## Required work:
Determine how many lines in the data below contain "this" and write only that number.

## Material:
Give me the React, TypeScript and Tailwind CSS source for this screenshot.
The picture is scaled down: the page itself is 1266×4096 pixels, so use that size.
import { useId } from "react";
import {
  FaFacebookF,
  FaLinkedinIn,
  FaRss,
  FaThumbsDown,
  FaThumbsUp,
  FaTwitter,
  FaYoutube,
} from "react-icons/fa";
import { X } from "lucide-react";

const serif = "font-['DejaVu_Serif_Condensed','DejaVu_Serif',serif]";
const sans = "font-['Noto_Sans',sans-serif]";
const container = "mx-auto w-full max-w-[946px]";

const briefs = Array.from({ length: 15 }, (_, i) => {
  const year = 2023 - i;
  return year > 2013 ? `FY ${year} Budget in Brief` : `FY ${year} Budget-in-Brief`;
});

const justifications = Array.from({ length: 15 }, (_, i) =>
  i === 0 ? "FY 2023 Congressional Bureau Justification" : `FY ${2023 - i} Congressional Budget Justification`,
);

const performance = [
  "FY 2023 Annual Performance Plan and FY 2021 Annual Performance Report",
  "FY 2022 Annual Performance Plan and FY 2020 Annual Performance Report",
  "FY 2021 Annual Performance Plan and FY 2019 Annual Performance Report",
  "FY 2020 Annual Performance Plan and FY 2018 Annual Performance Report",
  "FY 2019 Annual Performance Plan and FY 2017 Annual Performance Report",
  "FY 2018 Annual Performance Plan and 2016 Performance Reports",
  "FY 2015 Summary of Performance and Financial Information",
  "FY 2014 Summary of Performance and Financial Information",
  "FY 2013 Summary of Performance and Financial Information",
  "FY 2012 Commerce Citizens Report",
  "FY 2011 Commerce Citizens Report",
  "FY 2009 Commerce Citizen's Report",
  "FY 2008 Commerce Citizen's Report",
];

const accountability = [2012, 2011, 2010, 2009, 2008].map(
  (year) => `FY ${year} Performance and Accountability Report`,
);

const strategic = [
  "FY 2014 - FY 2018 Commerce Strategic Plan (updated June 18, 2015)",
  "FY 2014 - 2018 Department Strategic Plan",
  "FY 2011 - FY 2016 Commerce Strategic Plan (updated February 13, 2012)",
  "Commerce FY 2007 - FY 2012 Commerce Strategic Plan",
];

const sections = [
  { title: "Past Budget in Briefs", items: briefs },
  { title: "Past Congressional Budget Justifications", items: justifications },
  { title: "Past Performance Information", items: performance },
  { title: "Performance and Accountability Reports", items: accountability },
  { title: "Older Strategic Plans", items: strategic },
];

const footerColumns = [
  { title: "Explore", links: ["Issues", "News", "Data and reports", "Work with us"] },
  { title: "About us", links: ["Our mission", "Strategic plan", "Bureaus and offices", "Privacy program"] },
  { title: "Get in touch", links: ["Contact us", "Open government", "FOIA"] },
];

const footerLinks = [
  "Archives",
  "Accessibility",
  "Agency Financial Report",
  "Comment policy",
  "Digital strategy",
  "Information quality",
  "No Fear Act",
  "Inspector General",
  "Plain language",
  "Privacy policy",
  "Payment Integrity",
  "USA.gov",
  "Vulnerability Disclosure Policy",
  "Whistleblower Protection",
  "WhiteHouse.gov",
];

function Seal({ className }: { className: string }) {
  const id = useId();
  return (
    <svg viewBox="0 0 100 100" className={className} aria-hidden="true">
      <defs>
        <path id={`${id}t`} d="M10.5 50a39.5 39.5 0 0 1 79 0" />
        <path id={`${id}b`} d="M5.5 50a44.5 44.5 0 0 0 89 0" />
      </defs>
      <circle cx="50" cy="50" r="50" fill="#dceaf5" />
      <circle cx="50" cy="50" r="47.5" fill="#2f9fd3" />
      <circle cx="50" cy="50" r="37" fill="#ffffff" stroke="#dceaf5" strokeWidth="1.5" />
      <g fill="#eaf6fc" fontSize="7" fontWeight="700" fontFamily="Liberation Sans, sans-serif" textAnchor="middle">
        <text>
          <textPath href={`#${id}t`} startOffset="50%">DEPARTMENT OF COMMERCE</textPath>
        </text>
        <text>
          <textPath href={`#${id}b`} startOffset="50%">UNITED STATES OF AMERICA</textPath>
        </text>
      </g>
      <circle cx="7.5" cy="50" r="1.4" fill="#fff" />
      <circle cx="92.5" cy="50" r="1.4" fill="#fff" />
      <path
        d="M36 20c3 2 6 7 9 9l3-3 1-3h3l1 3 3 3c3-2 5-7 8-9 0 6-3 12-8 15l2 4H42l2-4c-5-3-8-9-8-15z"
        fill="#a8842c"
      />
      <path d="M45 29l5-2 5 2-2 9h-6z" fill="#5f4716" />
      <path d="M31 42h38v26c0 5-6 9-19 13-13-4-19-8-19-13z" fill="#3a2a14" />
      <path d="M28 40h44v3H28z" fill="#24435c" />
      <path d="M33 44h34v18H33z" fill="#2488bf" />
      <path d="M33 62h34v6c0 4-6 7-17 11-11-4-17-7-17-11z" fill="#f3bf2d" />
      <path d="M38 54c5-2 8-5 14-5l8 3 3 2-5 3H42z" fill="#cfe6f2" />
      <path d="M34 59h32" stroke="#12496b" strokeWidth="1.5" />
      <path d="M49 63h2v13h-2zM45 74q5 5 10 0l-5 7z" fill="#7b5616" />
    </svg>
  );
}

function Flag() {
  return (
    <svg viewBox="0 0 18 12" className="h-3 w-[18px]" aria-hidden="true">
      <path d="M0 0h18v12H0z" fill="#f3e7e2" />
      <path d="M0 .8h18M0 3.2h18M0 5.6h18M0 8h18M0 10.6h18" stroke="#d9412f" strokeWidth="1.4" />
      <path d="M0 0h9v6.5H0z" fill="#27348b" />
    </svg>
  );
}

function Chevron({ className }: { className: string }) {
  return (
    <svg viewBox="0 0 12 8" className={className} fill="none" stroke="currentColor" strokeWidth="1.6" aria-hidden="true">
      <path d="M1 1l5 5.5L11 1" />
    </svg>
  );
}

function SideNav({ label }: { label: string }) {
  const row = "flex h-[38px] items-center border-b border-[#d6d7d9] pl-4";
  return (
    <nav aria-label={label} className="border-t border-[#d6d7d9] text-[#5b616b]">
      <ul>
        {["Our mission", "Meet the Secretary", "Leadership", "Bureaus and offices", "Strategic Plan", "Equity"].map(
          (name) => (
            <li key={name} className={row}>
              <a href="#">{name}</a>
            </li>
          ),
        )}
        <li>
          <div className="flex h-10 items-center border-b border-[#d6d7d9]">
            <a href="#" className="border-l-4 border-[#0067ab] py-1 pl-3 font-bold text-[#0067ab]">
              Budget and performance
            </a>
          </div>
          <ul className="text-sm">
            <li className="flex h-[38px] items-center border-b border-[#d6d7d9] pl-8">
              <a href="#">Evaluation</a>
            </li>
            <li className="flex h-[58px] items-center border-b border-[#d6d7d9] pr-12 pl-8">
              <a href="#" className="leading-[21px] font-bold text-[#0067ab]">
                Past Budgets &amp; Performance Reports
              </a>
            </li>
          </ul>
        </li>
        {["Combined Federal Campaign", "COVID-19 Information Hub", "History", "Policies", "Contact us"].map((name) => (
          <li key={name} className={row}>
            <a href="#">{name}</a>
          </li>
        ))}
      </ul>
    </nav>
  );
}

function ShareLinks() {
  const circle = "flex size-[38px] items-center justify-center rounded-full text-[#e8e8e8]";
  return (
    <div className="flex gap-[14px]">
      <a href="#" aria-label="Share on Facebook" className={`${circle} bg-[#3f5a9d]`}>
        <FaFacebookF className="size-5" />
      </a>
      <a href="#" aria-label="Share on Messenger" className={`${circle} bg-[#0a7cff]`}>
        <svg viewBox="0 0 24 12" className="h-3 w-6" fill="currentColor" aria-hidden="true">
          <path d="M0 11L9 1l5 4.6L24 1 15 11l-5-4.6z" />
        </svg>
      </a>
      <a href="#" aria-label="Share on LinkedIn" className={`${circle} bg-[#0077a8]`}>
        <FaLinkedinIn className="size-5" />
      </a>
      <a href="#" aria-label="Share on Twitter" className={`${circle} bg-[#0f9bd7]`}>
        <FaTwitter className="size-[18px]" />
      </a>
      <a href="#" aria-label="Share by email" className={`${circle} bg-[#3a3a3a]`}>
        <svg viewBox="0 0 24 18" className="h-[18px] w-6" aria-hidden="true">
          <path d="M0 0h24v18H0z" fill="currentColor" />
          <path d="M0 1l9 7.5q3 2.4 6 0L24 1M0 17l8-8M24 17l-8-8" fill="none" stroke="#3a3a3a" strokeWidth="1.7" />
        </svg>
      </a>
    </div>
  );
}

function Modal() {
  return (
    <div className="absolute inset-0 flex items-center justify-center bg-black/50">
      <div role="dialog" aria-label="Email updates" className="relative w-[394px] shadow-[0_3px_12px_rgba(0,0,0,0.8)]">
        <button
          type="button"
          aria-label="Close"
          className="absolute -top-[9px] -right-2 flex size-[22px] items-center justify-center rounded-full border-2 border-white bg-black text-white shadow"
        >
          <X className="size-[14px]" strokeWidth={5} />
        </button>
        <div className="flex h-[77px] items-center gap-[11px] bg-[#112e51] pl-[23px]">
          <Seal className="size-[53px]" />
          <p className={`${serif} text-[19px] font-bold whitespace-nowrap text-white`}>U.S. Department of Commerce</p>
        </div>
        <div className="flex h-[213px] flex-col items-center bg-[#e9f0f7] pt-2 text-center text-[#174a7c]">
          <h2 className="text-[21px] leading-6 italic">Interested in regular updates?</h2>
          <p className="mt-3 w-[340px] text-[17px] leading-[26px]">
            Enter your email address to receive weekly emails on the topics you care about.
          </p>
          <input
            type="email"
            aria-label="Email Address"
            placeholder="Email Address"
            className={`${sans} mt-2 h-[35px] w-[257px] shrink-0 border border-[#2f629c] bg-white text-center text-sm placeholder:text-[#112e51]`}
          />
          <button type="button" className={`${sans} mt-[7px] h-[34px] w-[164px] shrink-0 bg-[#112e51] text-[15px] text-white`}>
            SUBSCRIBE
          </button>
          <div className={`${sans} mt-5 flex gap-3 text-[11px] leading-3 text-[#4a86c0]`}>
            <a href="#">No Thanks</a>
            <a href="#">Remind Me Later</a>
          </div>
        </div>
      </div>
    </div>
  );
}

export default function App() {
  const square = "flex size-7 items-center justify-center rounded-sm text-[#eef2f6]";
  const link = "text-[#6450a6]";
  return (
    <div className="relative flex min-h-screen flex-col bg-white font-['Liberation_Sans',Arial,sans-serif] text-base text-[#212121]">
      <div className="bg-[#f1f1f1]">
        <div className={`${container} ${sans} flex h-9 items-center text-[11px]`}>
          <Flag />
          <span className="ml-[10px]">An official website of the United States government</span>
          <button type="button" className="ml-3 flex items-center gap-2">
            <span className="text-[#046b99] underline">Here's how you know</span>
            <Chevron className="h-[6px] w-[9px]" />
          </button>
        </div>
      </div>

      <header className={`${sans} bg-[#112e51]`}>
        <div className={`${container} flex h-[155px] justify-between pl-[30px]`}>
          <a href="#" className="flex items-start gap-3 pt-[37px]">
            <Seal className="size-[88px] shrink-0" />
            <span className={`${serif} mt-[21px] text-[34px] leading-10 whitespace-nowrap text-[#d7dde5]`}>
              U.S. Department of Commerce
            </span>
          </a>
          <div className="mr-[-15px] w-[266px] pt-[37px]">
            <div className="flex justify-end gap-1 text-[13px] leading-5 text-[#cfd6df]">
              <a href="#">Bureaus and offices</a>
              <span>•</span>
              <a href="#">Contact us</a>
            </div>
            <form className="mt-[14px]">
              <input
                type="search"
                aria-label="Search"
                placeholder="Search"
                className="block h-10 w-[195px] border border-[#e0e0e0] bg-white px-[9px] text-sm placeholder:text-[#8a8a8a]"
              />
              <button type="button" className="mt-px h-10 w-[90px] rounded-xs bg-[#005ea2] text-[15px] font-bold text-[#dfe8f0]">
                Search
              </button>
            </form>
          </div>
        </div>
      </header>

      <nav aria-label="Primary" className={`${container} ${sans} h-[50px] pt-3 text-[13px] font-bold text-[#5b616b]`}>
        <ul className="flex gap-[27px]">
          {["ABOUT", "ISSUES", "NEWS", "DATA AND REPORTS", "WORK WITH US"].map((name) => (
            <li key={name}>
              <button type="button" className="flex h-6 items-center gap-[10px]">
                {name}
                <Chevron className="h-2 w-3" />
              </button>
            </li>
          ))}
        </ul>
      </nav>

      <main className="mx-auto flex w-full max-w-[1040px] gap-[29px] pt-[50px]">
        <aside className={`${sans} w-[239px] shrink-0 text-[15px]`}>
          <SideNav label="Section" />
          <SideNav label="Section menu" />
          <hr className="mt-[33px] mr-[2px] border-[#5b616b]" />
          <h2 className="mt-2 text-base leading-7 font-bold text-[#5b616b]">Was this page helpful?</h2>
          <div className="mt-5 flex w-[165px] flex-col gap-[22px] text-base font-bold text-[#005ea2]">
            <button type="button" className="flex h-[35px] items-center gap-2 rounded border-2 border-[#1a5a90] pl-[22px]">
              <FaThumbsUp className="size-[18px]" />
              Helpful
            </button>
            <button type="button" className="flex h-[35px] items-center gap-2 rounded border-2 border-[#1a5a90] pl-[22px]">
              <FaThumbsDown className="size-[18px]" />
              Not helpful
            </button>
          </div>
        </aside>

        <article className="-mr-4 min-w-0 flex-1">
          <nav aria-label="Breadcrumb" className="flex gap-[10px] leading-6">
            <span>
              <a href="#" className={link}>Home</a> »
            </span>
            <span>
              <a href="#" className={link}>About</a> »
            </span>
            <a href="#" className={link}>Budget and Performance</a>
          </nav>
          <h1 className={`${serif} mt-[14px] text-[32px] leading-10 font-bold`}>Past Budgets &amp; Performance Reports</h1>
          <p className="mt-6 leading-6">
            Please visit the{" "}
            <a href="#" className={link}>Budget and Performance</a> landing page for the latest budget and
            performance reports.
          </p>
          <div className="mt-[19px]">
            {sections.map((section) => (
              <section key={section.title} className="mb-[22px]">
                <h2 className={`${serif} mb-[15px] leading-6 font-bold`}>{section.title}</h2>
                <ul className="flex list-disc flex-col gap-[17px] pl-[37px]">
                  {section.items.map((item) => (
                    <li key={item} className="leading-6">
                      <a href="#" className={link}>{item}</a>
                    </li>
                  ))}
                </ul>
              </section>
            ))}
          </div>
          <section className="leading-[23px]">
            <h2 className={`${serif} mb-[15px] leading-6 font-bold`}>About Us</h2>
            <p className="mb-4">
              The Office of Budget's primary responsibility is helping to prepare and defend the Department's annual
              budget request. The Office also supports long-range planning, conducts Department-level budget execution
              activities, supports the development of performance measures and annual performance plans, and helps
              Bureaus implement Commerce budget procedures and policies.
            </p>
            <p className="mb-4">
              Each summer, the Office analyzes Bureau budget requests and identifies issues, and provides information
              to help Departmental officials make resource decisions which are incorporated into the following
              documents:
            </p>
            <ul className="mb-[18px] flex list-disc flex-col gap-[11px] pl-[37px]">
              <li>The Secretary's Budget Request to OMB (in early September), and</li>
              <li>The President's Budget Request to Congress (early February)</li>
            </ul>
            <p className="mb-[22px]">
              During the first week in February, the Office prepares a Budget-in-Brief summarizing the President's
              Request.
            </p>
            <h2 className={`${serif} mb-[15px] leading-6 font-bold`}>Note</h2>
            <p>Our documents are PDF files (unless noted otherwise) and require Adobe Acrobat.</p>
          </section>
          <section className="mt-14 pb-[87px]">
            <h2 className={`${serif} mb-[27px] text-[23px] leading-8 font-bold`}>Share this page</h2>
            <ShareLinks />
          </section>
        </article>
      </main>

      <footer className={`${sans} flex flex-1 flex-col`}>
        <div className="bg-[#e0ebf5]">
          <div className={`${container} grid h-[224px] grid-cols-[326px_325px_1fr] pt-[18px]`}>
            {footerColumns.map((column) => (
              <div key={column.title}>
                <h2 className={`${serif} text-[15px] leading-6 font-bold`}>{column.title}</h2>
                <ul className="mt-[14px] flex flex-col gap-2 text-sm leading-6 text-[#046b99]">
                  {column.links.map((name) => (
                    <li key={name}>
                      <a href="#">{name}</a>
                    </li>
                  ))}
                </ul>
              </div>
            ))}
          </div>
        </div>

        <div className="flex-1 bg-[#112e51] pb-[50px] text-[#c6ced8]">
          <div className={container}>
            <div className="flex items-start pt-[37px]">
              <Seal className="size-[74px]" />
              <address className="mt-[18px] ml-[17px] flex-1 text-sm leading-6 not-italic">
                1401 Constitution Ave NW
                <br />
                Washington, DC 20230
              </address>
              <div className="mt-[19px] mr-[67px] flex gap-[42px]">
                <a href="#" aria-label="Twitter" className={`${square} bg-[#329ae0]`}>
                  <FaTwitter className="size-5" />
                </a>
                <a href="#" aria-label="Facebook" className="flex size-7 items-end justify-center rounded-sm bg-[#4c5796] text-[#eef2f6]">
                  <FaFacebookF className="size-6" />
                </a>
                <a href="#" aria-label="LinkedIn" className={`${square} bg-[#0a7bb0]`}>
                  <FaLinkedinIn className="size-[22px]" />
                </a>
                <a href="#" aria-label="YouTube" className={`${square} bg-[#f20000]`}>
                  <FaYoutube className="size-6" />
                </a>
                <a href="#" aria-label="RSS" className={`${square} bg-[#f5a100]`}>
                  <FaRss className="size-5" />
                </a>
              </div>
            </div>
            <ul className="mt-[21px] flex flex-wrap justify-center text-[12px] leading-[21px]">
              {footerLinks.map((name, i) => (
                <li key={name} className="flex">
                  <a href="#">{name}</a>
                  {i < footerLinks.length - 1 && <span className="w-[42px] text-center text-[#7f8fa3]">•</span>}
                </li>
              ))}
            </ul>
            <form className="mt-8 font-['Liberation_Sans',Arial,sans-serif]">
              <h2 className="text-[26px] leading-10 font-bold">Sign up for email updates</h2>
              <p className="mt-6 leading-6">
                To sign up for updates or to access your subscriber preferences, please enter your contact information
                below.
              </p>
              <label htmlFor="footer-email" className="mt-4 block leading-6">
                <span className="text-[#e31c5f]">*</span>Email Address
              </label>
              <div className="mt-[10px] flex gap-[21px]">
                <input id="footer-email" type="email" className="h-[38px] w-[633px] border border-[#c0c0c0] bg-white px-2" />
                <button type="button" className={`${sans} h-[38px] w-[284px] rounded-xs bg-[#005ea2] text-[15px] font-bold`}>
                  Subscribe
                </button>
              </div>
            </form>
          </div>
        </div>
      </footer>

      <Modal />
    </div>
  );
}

## Task solution:
3